§ Your instructions
Tally the lines that contain the string "index" and state that total without comment.

§ Dataset rows
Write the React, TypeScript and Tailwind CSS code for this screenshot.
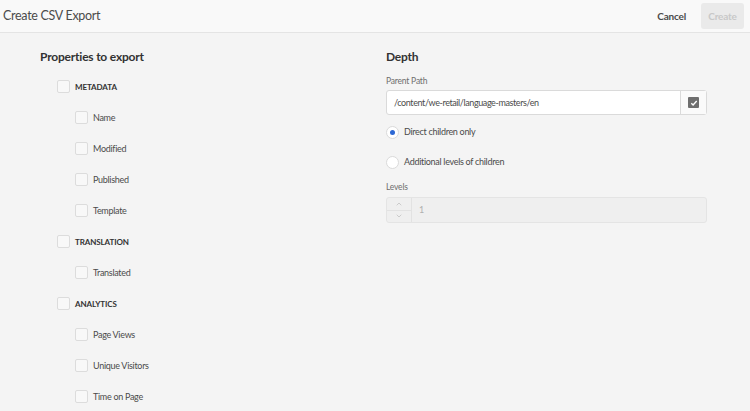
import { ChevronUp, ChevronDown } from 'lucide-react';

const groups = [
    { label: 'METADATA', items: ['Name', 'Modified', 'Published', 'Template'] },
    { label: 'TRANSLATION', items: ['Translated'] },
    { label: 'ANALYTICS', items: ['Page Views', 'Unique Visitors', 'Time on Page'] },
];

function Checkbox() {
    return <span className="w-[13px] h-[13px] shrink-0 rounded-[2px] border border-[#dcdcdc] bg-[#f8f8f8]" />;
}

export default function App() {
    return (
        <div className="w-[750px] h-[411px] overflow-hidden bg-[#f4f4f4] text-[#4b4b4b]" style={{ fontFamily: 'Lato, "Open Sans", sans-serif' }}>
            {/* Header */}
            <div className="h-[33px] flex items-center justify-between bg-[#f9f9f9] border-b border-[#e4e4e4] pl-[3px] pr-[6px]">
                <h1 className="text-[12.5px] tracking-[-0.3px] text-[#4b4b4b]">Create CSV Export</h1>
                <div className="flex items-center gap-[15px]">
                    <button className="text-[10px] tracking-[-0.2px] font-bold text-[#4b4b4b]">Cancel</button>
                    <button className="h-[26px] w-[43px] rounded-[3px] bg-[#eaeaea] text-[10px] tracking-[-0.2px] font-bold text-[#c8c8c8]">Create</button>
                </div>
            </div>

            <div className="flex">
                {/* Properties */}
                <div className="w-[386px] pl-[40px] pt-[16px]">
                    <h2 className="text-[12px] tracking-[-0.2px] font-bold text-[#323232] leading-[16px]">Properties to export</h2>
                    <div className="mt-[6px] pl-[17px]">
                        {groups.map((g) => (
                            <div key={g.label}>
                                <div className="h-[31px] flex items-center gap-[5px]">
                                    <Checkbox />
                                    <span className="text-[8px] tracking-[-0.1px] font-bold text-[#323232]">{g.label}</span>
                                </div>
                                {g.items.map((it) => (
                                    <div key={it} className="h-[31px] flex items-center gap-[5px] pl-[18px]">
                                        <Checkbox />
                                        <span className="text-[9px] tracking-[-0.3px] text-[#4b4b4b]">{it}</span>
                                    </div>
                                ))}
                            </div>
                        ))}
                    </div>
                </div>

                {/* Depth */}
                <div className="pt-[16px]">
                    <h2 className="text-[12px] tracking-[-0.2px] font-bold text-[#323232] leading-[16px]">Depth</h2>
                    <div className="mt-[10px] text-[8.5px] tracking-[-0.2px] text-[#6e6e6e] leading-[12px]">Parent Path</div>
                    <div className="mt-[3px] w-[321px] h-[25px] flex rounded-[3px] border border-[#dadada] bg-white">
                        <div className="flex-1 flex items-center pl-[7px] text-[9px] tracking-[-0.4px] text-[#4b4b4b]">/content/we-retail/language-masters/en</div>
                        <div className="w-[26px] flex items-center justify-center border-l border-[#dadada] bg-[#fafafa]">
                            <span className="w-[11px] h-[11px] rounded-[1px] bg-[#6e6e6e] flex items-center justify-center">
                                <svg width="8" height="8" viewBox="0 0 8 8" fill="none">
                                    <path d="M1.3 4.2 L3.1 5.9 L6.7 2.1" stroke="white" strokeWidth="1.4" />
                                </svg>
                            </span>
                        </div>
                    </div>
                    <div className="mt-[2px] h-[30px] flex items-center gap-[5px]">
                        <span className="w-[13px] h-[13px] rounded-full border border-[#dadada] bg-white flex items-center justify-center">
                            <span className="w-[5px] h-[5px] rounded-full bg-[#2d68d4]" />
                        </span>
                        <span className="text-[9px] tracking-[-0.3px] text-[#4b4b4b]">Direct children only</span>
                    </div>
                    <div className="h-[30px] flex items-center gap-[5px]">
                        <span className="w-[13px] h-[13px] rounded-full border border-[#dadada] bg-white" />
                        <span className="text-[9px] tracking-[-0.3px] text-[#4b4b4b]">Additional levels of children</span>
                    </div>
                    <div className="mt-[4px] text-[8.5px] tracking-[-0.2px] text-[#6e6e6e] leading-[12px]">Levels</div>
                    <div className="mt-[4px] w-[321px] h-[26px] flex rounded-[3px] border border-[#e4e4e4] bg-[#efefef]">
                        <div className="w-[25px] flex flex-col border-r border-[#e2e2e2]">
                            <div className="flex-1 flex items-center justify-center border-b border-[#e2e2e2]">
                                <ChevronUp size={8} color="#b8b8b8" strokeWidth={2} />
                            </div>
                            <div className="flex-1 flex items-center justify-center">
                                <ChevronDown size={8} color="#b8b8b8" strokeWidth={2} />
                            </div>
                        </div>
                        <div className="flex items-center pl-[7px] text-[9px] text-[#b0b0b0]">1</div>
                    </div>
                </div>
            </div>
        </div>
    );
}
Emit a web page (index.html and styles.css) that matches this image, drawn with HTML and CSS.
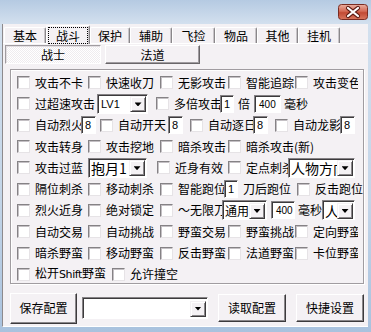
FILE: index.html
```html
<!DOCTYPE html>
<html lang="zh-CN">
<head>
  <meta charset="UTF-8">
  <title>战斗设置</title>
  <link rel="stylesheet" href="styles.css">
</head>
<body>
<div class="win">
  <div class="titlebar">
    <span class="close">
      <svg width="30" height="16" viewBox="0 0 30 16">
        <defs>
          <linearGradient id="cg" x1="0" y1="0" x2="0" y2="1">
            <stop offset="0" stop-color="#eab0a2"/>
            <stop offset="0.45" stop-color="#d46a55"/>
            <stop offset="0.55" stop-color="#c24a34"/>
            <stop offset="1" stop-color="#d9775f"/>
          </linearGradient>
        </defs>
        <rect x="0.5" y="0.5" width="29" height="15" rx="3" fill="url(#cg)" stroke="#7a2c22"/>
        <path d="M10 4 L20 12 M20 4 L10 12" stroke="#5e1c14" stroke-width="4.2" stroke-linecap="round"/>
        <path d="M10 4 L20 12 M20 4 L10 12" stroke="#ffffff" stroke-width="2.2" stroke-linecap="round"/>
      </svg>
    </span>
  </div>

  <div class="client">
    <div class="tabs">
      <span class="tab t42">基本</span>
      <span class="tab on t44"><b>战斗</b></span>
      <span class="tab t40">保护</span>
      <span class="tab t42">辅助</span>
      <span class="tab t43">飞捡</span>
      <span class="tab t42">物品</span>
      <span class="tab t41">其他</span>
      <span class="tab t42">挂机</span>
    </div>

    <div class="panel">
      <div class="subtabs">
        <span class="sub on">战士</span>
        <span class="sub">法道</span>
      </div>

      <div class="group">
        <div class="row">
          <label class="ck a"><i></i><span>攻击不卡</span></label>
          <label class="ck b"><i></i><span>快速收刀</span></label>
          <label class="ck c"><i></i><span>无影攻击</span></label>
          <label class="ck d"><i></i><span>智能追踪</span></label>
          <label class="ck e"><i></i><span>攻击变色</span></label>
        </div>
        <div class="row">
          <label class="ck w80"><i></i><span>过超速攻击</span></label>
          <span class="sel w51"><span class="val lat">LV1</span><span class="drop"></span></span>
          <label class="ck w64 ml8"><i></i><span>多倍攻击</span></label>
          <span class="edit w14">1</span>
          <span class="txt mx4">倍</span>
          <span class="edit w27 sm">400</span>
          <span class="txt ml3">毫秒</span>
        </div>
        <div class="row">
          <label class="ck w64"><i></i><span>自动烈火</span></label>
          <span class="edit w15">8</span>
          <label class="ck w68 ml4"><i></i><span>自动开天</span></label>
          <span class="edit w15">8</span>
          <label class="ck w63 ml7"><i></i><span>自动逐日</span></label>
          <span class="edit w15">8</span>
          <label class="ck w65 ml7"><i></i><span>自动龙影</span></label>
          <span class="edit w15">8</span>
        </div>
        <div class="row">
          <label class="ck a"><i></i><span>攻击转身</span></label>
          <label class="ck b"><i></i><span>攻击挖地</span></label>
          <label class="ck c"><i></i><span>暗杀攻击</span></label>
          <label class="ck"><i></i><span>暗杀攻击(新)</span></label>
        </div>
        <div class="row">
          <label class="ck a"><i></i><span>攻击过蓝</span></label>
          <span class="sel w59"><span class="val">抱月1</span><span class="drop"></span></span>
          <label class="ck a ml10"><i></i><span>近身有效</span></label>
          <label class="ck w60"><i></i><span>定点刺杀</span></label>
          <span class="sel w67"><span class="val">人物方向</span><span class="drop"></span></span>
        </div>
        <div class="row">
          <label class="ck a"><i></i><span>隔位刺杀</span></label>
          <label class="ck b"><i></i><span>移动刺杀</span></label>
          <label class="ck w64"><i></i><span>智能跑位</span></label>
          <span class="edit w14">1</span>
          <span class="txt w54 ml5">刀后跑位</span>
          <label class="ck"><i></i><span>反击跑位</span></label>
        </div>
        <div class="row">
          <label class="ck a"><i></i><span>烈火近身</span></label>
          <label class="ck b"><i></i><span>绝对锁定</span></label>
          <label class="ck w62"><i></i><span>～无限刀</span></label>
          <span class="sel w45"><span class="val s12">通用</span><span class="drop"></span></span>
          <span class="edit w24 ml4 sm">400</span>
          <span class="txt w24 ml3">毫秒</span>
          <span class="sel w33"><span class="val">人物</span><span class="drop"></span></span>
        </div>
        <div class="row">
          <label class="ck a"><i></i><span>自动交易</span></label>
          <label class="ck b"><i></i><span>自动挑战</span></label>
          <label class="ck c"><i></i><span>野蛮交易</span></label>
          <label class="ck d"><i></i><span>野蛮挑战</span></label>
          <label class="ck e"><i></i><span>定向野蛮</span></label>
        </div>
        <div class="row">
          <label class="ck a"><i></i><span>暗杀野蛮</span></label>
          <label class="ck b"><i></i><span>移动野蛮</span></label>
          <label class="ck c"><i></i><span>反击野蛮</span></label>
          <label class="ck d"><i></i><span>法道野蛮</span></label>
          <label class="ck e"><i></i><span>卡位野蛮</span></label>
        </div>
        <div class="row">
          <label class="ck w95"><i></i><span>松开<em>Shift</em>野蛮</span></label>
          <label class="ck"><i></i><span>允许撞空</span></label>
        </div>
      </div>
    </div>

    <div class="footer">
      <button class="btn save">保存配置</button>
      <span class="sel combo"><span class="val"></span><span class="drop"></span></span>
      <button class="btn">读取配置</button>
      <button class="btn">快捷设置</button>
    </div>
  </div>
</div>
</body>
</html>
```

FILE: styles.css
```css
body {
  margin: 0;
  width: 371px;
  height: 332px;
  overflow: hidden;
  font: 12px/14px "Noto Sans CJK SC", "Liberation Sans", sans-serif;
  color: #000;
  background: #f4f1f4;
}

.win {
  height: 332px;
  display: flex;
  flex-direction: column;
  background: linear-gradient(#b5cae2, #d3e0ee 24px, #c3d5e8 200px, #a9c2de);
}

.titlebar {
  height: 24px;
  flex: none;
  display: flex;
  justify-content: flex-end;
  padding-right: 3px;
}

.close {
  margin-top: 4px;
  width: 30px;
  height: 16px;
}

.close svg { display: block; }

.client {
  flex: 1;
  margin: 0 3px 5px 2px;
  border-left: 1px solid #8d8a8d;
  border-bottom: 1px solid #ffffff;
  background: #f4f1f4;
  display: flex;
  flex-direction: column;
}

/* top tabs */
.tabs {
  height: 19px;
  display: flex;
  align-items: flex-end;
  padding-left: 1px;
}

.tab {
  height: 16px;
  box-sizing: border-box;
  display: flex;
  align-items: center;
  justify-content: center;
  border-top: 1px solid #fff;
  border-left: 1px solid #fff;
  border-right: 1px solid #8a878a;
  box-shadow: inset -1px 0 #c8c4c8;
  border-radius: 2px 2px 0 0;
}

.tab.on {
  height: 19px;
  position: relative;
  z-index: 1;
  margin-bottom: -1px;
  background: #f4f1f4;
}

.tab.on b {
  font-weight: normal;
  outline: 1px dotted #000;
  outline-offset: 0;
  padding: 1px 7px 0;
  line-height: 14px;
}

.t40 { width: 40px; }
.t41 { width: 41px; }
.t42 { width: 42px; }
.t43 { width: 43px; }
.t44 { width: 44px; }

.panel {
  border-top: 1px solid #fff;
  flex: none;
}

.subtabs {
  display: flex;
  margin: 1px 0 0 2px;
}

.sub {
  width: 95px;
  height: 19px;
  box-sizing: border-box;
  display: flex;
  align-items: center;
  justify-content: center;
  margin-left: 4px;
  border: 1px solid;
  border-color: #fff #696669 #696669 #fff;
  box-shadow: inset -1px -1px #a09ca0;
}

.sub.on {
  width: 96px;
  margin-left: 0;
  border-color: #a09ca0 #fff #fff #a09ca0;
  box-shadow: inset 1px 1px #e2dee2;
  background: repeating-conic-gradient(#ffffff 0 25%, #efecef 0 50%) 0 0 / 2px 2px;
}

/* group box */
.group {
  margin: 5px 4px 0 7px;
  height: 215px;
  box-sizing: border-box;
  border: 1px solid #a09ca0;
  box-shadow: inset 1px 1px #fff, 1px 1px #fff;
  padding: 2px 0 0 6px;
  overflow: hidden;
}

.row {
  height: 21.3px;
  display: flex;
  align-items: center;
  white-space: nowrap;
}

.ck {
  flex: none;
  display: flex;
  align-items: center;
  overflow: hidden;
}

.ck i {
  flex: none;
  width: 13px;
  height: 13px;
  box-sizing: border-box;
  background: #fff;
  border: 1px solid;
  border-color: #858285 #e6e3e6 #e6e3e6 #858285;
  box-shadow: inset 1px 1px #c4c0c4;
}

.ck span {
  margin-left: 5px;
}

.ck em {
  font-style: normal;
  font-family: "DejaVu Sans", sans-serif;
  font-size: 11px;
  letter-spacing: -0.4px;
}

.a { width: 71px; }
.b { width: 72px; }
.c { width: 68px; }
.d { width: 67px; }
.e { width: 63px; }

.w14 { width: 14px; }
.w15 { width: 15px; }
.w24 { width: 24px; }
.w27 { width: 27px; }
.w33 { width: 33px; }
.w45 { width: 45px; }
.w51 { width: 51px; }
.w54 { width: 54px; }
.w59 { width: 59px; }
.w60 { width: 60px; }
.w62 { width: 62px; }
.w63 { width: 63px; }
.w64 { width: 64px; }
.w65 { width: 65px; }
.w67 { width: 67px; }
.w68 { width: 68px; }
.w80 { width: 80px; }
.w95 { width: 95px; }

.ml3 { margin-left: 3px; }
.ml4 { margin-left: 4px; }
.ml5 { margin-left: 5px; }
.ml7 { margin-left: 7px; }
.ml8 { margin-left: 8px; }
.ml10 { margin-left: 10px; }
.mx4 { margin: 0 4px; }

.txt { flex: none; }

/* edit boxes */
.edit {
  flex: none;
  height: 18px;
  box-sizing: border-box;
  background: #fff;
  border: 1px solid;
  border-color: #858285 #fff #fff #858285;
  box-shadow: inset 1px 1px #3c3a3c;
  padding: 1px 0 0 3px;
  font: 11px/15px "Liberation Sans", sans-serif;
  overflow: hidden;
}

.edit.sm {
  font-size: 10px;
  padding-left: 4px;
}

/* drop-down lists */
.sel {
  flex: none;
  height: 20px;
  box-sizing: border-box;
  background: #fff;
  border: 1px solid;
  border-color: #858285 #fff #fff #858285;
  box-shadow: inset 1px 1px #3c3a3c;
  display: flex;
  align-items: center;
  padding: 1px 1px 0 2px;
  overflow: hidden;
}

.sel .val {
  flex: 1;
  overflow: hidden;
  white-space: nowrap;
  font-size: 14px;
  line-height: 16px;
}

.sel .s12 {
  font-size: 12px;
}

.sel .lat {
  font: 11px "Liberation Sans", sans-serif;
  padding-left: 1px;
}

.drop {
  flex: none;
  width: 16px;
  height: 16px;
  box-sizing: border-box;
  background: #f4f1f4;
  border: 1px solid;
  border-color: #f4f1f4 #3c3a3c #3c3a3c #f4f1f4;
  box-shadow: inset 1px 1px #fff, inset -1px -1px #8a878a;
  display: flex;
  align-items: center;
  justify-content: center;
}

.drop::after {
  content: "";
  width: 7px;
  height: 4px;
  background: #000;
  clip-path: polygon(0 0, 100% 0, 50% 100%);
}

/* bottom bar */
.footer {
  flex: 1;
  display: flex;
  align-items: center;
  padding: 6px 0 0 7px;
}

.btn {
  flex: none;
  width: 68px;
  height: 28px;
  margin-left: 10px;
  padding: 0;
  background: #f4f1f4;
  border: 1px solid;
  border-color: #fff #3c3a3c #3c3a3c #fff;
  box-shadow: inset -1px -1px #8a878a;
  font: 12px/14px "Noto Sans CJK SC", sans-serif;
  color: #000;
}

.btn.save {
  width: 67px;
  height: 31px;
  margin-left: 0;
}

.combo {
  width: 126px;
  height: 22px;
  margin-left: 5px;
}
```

§ Task solution
3